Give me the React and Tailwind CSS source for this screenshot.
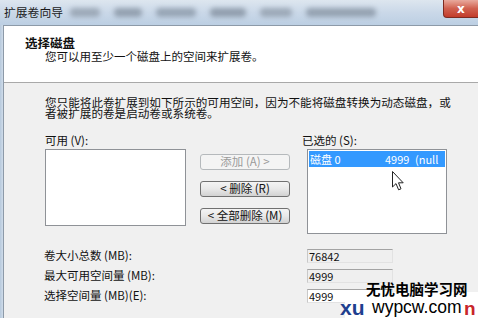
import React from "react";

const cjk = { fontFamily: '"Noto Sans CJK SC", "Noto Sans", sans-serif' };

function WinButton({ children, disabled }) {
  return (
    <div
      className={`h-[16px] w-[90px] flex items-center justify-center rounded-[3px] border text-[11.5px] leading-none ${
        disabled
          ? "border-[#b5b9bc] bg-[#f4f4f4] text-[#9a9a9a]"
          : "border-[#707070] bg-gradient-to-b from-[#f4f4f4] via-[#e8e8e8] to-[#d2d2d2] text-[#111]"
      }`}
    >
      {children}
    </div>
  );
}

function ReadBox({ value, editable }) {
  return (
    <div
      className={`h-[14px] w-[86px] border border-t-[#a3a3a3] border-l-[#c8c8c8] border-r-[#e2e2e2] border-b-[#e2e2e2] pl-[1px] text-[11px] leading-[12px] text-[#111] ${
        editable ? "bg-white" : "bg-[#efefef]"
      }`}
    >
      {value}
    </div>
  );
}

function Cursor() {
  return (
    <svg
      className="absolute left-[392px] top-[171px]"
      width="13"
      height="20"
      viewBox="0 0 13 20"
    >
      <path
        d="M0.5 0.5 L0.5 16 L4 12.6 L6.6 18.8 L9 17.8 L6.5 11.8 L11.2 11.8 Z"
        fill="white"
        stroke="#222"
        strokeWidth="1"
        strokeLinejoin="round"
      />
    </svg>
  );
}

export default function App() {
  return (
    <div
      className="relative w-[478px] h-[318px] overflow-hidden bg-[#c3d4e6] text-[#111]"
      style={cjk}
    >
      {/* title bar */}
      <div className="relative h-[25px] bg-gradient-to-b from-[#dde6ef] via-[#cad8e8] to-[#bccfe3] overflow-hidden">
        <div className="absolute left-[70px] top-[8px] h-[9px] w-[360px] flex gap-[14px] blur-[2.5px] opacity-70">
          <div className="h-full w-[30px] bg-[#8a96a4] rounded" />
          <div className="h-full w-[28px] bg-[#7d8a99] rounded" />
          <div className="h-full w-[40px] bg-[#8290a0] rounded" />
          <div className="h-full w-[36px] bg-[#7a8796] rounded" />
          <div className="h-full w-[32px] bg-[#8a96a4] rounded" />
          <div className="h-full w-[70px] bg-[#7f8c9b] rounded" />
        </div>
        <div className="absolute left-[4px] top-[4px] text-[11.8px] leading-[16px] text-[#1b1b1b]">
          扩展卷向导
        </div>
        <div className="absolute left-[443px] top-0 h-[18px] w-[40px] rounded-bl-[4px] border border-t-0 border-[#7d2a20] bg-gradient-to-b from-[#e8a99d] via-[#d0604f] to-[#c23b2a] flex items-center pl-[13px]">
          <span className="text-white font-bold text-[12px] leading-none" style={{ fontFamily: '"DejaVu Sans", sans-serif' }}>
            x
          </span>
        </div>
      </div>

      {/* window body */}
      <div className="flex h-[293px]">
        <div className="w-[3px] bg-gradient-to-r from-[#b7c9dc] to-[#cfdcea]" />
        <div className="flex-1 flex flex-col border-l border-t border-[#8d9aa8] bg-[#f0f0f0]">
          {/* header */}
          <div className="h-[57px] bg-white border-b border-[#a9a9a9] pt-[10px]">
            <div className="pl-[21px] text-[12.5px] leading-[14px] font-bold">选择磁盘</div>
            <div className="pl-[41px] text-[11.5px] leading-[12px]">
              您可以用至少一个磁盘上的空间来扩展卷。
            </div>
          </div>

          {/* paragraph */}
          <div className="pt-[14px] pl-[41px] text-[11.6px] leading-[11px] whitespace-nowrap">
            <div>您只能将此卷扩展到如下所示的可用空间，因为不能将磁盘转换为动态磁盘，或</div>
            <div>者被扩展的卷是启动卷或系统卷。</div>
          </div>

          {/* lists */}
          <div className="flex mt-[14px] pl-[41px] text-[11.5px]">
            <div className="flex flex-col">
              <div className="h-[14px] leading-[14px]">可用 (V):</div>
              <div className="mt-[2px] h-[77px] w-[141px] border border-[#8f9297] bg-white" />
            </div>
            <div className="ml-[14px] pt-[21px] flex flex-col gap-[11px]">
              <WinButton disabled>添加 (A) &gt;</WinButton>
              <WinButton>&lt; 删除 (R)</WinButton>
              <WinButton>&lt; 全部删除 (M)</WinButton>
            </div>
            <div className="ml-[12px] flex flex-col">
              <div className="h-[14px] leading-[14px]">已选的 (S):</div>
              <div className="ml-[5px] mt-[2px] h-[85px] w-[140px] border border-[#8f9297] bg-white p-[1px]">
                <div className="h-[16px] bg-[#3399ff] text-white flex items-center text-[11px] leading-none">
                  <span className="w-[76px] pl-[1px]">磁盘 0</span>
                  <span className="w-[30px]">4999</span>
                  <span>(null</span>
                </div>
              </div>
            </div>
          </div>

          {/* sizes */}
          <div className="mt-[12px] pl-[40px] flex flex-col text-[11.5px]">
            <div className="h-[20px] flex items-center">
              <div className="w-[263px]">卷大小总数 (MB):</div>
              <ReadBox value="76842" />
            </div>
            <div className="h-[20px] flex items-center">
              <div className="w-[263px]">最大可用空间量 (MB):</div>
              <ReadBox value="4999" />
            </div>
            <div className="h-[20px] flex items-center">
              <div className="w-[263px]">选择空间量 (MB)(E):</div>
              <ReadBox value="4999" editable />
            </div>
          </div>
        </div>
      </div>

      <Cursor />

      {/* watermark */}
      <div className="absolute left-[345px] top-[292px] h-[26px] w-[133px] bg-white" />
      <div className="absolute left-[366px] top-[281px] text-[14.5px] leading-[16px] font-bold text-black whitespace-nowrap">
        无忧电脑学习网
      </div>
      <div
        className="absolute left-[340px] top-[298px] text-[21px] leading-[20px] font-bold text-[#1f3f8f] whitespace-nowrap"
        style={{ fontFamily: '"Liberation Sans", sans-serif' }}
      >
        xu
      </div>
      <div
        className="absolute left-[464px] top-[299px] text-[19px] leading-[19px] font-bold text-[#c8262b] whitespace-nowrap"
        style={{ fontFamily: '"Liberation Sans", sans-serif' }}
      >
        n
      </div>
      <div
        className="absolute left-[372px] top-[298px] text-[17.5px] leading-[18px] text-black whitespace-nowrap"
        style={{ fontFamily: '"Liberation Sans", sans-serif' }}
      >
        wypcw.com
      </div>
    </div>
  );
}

# Instructions for the task
Repeat the material above in full and exactly, omitting the pictures.

# The reply
Give me the React and Tailwind CSS source for this screenshot.
import React from "react";

const cjk = { fontFamily: '"Noto Sans CJK SC", "Noto Sans", sans-serif' };

function WinButton({ children, disabled }) {
  return (
    <div
      className={`h-[16px] w-[90px] flex items-center justify-center rounded-[3px] border text-[11.5px] leading-none ${
        disabled
          ? "border-[#b5b9bc] bg-[#f4f4f4] text-[#9a9a9a]"
          : "border-[#707070] bg-gradient-to-b from-[#f4f4f4] via-[#e8e8e8] to-[#d2d2d2] text-[#111]"
      }`}
    >
      {children}
    </div>
  );
}

function ReadBox({ value, editable }) {
  return (
    <div
      className={`h-[14px] w-[86px] border border-t-[#a3a3a3] border-l-[#c8c8c8] border-r-[#e2e2e2] border-b-[#e2e2e2] pl-[1px] text-[11px] leading-[12px] text-[#111] ${
        editable ? "bg-white" : "bg-[#efefef]"
      }`}
    >
      {value}
    </div>
  );
}

function Cursor() {
  return (
    <svg
      className="absolute left-[392px] top-[171px]"
      width="13"
      height="20"
      viewBox="0 0 13 20"
    >
      <path
        d="M0.5 0.5 L0.5 16 L4 12.6 L6.6 18.8 L9 17.8 L6.5 11.8 L11.2 11.8 Z"
        fill="white"
        stroke="#222"
        strokeWidth="1"
        strokeLinejoin="round"
      />
    </svg>
  );
}

export default function App() {
  return (
    <div
      className="relative w-[478px] h-[318px] overflow-hidden bg-[#c3d4e6] text-[#111]"
      style={cjk}
    >
      {/* title bar */}
      <div className="relative h-[25px] bg-gradient-to-b from-[#dde6ef] via-[#cad8e8] to-[#bccfe3] overflow-hidden">
        <div className="absolute left-[70px] top-[8px] h-[9px] w-[360px] flex gap-[14px] blur-[2.5px] opacity-70">
          <div className="h-full w-[30px] bg-[#8a96a4] rounded" />
          <div className="h-full w-[28px] bg-[#7d8a99] rounded" />
          <div className="h-full w-[40px] bg-[#8290a0] rounded" />
          <div className="h-full w-[36px] bg-[#7a8796] rounded" />
          <div className="h-full w-[32px] bg-[#8a96a4] rounded" />
          <div className="h-full w-[70px] bg-[#7f8c9b] rounded" />
        </div>
        <div className="absolute left-[4px] top-[4px] text-[11.8px] leading-[16px] text-[#1b1b1b]">
          扩展卷向导
        </div>
        <div className="absolute left-[443px] top-0 h-[18px] w-[40px] rounded-bl-[4px] border border-t-0 border-[#7d2a20] bg-gradient-to-b from-[#e8a99d] via-[#d0604f] to-[#c23b2a] flex items-center pl-[13px]">
          <span className="text-white font-bold text-[12px] leading-none" style={{ fontFamily: '"DejaVu Sans", sans-serif' }}>
            x
          </span>
        </div>
      </div>

      {/* window body */}
      <div className="flex h-[293px]">
        <div className="w-[3px] bg-gradient-to-r from-[#b7c9dc] to-[#cfdcea]" />
        <div className="flex-1 flex flex-col border-l border-t border-[#8d9aa8] bg-[#f0f0f0]">
          {/* header */}
          <div className="h-[57px] bg-white border-b border-[#a9a9a9] pt-[10px]">
            <div className="pl-[21px] text-[12.5px] leading-[14px] font-bold">选择磁盘</div>
            <div className="pl-[41px] text-[11.5px] leading-[12px]">
              您可以用至少一个磁盘上的空间来扩展卷。
            </div>
          </div>

          {/* paragraph */}
          <div className="pt-[14px] pl-[41px] text-[11.6px] leading-[11px] whitespace-nowrap">
            <div>您只能将此卷扩展到如下所示的可用空间，因为不能将磁盘转换为动态磁盘，或</div>
            <div>者被扩展的卷是启动卷或系统卷。</div>
          </div>

          {/* lists */}
          <div className="flex mt-[14px] pl-[41px] text-[11.5px]">
            <div className="flex flex-col">
              <div className="h-[14px] leading-[14px]">可用 (V):</div>
              <div className="mt-[2px] h-[77px] w-[141px] border border-[#8f9297] bg-white" />
            </div>
            <div className="ml-[14px] pt-[21px] flex flex-col gap-[11px]">
              <WinButton disabled>添加 (A) &gt;</WinButton>
              <WinButton>&lt; 删除 (R)</WinButton>
              <WinButton>&lt; 全部删除 (M)</WinButton>
            </div>
            <div className="ml-[12px] flex flex-col">
              <div className="h-[14px] leading-[14px]">已选的 (S):</div>
              <div className="ml-[5px] mt-[2px] h-[85px] w-[140px] border border-[#8f9297] bg-white p-[1px]">
                <div className="h-[16px] bg-[#3399ff] text-white flex items-center text-[11px] leading-none">
                  <span className="w-[76px] pl-[1px]">磁盘 0</span>
                  <span className="w-[30px]">4999</span>
                  <span>(null</span>
                </div>
              </div>
            </div>
          </div>

          {/* sizes */}
          <div className="mt-[12px] pl-[40px] flex flex-col text-[11.5px]">
            <div className="h-[20px] flex items-center">
              <div className="w-[263px]">卷大小总数 (MB):</div>
              <ReadBox value="76842" />
            </div>
            <div className="h-[20px] flex items-center">
              <div className="w-[263px]">最大可用空间量 (MB):</div>
              <ReadBox value="4999" />
            </div>
            <div className="h-[20px] flex items-center">
              <div className="w-[263px]">选择空间量 (MB)(E):</div>
              <ReadBox value="4999" editable />
            </div>
          </div>
        </div>
      </div>

      <Cursor />

      {/* watermark */}
      <div className="absolute left-[345px] top-[292px] h-[26px] w-[133px] bg-white" />
      <div className="absolute left-[366px] top-[281px] text-[14.5px] leading-[16px] font-bold text-black whitespace-nowrap">
        无忧电脑学习网
      </div>
      <div
        className="absolute left-[340px] top-[298px] text-[21px] leading-[20px] font-bold text-[#1f3f8f] whitespace-nowrap"
        style={{ fontFamily: '"Liberation Sans", sans-serif' }}
      >
        xu
      </div>
      <div
        className="absolute left-[464px] top-[299px] text-[19px] leading-[19px] font-bold text-[#c8262b] whitespace-nowrap"
        style={{ fontFamily: '"Liberation Sans", sans-serif' }}
      >
        n
      </div>
      <div
        className="absolute left-[372px] top-[298px] text-[17.5px] leading-[18px] text-black whitespace-nowrap"
        style={{ fontFamily: '"Liberation Sans", sans-serif' }}
      >
        wypcw.com
      </div>
    </div>
  );
}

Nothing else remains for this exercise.